Work required: Give every line of the data again, unchanged, but with no pictures.

■ ■ ■

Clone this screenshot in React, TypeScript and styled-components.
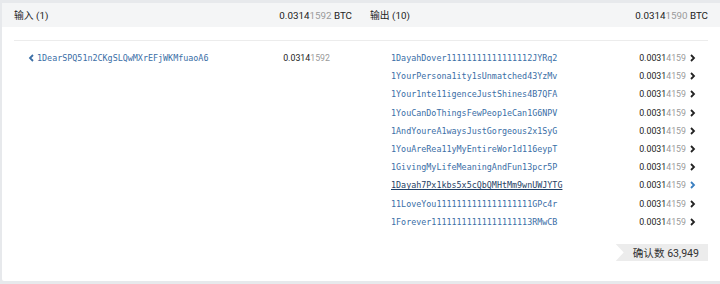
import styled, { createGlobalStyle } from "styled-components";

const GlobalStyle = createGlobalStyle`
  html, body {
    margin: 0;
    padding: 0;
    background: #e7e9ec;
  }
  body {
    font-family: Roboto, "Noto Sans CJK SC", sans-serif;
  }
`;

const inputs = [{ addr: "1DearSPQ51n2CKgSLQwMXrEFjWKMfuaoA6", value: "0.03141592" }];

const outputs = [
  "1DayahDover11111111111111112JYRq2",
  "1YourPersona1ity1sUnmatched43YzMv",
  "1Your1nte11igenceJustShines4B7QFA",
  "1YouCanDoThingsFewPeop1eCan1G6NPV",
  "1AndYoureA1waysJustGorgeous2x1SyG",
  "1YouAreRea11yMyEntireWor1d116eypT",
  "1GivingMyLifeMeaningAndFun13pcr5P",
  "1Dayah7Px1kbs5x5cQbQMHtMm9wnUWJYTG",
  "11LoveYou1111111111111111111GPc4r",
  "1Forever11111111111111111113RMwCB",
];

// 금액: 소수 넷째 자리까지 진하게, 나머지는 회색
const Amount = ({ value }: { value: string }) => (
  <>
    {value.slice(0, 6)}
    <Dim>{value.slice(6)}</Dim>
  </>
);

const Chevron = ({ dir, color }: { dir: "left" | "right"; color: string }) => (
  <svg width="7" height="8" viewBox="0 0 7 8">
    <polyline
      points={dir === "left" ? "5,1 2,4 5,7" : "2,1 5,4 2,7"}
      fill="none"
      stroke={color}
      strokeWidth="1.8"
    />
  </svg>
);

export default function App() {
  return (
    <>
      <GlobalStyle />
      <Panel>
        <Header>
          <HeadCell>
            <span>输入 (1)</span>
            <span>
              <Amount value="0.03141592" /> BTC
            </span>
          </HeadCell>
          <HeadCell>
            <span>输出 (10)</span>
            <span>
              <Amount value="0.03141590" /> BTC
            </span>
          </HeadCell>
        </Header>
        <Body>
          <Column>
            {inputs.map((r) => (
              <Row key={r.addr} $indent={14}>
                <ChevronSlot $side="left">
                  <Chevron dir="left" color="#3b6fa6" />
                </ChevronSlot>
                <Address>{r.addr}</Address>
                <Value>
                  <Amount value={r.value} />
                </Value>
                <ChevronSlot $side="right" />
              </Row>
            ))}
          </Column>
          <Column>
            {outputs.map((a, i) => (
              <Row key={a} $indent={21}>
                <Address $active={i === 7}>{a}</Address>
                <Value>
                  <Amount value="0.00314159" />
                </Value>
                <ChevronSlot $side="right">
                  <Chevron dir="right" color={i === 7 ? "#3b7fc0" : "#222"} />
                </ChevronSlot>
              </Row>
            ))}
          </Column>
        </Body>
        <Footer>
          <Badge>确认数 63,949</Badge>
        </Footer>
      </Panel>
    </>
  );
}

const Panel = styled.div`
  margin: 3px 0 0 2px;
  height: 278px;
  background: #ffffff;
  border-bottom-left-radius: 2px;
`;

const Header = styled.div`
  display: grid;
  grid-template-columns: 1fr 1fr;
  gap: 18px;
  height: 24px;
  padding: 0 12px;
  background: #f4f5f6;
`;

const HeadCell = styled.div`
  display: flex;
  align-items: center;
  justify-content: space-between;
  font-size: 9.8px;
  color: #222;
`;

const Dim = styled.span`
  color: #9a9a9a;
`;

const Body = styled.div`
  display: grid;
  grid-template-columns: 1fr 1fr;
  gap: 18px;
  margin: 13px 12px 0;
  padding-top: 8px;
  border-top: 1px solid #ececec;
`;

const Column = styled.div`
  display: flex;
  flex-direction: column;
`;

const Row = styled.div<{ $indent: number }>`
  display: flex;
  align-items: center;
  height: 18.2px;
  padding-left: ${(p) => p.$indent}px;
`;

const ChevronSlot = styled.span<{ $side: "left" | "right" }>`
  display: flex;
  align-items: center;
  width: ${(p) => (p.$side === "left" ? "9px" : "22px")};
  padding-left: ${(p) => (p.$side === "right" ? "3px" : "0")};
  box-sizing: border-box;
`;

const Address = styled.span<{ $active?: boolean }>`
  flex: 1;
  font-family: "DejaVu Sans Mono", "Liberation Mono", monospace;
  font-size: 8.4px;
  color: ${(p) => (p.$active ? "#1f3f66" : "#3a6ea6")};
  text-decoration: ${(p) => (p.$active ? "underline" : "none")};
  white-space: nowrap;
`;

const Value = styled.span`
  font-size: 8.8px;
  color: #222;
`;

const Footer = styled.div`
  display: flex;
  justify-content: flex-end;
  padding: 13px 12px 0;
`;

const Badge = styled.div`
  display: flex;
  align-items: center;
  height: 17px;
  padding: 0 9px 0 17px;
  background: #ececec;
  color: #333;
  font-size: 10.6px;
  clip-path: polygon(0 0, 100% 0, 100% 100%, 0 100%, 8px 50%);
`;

■ ■ ■

Solution to the exercise:
Clone this screenshot in React, TypeScript and styled-components.
import styled, { createGlobalStyle } from "styled-components";

const GlobalStyle = createGlobalStyle`
  html, body {
    margin: 0;
    padding: 0;
    background: #e7e9ec;
  }
  body {
    font-family: Roboto, "Noto Sans CJK SC", sans-serif;
  }
`;

const inputs = [{ addr: "1DearSPQ51n2CKgSLQwMXrEFjWKMfuaoA6", value: "0.03141592" }];

const outputs = [
  "1DayahDover11111111111111112JYRq2",
  "1YourPersona1ity1sUnmatched43YzMv",
  "1Your1nte11igenceJustShines4B7QFA",
  "1YouCanDoThingsFewPeop1eCan1G6NPV",
  "1AndYoureA1waysJustGorgeous2x1SyG",
  "1YouAreRea11yMyEntireWor1d116eypT",
  "1GivingMyLifeMeaningAndFun13pcr5P",
  "1Dayah7Px1kbs5x5cQbQMHtMm9wnUWJYTG",
  "11LoveYou1111111111111111111GPc4r",
  "1Forever11111111111111111113RMwCB",
];

// 금액: 소수 넷째 자리까지 진하게, 나머지는 회색
const Amount = ({ value }: { value: string }) => (
  <>
    {value.slice(0, 6)}
    <Dim>{value.slice(6)}</Dim>
  </>
);

const Chevron = ({ dir, color }: { dir: "left" | "right"; color: string }) => (
  <svg width="7" height="8" viewBox="0 0 7 8">
    <polyline
      points={dir === "left" ? "5,1 2,4 5,7" : "2,1 5,4 2,7"}
      fill="none"
      stroke={color}
      strokeWidth="1.8"
    />
  </svg>
);

export default function App() {
  return (
    <>
      <GlobalStyle />
      <Panel>
        <Header>
          <HeadCell>
            <span>输入 (1)</span>
            <span>
              <Amount value="0.03141592" /> BTC
            </span>
          </HeadCell>
          <HeadCell>
            <span>输出 (10)</span>
            <span>
              <Amount value="0.03141590" /> BTC
            </span>
          </HeadCell>
        </Header>
        <Body>
          <Column>
            {inputs.map((r) => (
              <Row key={r.addr} $indent={14}>
                <ChevronSlot $side="left">
                  <Chevron dir="left" color="#3b6fa6" />
                </ChevronSlot>
                <Address>{r.addr}</Address>
                <Value>
                  <Amount value={r.value} />
                </Value>
                <ChevronSlot $side="right" />
              </Row>
            ))}
          </Column>
          <Column>
            {outputs.map((a, i) => (
              <Row key={a} $indent={21}>
                <Address $active={i === 7}>{a}</Address>
                <Value>
                  <Amount value="0.00314159" />
                </Value>
                <ChevronSlot $side="right">
                  <Chevron dir="right" color={i === 7 ? "#3b7fc0" : "#222"} />
                </ChevronSlot>
              </Row>
            ))}
          </Column>
        </Body>
        <Footer>
          <Badge>确认数 63,949</Badge>
        </Footer>
      </Panel>
    </>
  );
}

const Panel = styled.div`
  margin: 3px 0 0 2px;
  height: 278px;
  background: #ffffff;
  border-bottom-left-radius: 2px;
`;

const Header = styled.div`
  display: grid;
  grid-template-columns: 1fr 1fr;
  gap: 18px;
  height: 24px;
  padding: 0 12px;
  background: #f4f5f6;
`;

const HeadCell = styled.div`
  display: flex;
  align-items: center;
  justify-content: space-between;
  font-size: 9.8px;
  color: #222;
`;

const Dim = styled.span`
  color: #9a9a9a;
`;

const Body = styled.div`
  display: grid;
  grid-template-columns: 1fr 1fr;
  gap: 18px;
  margin: 13px 12px 0;
  padding-top: 8px;
  border-top: 1px solid #ececec;
`;

const Column = styled.div`
  display: flex;
  flex-direction: column;
`;

const Row = styled.div<{ $indent: number }>`
  display: flex;
  align-items: center;
  height: 18.2px;
  padding-left: ${(p) => p.$indent}px;
`;

const ChevronSlot = styled.span<{ $side: "left" | "right" }>`
  display: flex;
  align-items: center;
  width: ${(p) => (p.$side === "left" ? "9px" : "22px")};
  padding-left: ${(p) => (p.$side === "right" ? "3px" : "0")};
  box-sizing: border-box;
`;

const Address = styled.span<{ $active?: boolean }>`
  flex: 1;
  font-family: "DejaVu Sans Mono", "Liberation Mono", monospace;
  font-size: 8.4px;
  color: ${(p) => (p.$active ? "#1f3f66" : "#3a6ea6")};
  text-decoration: ${(p) => (p.$active ? "underline" : "none")};
  white-space: nowrap;
`;

const Value = styled.span`
  font-size: 8.8px;
  color: #222;
`;

const Footer = styled.div`
  display: flex;
  justify-content: flex-end;
  padding: 13px 12px 0;
`;

const Badge = styled.div`
  display: flex;
  align-items: center;
  height: 17px;
  padding: 0 9px 0 17px;
  background: #ececec;
  color: #333;
  font-size: 10.6px;
  clip-path: polygon(0 0, 100% 0, 100% 100%, 0 100%, 8px 50%);
`;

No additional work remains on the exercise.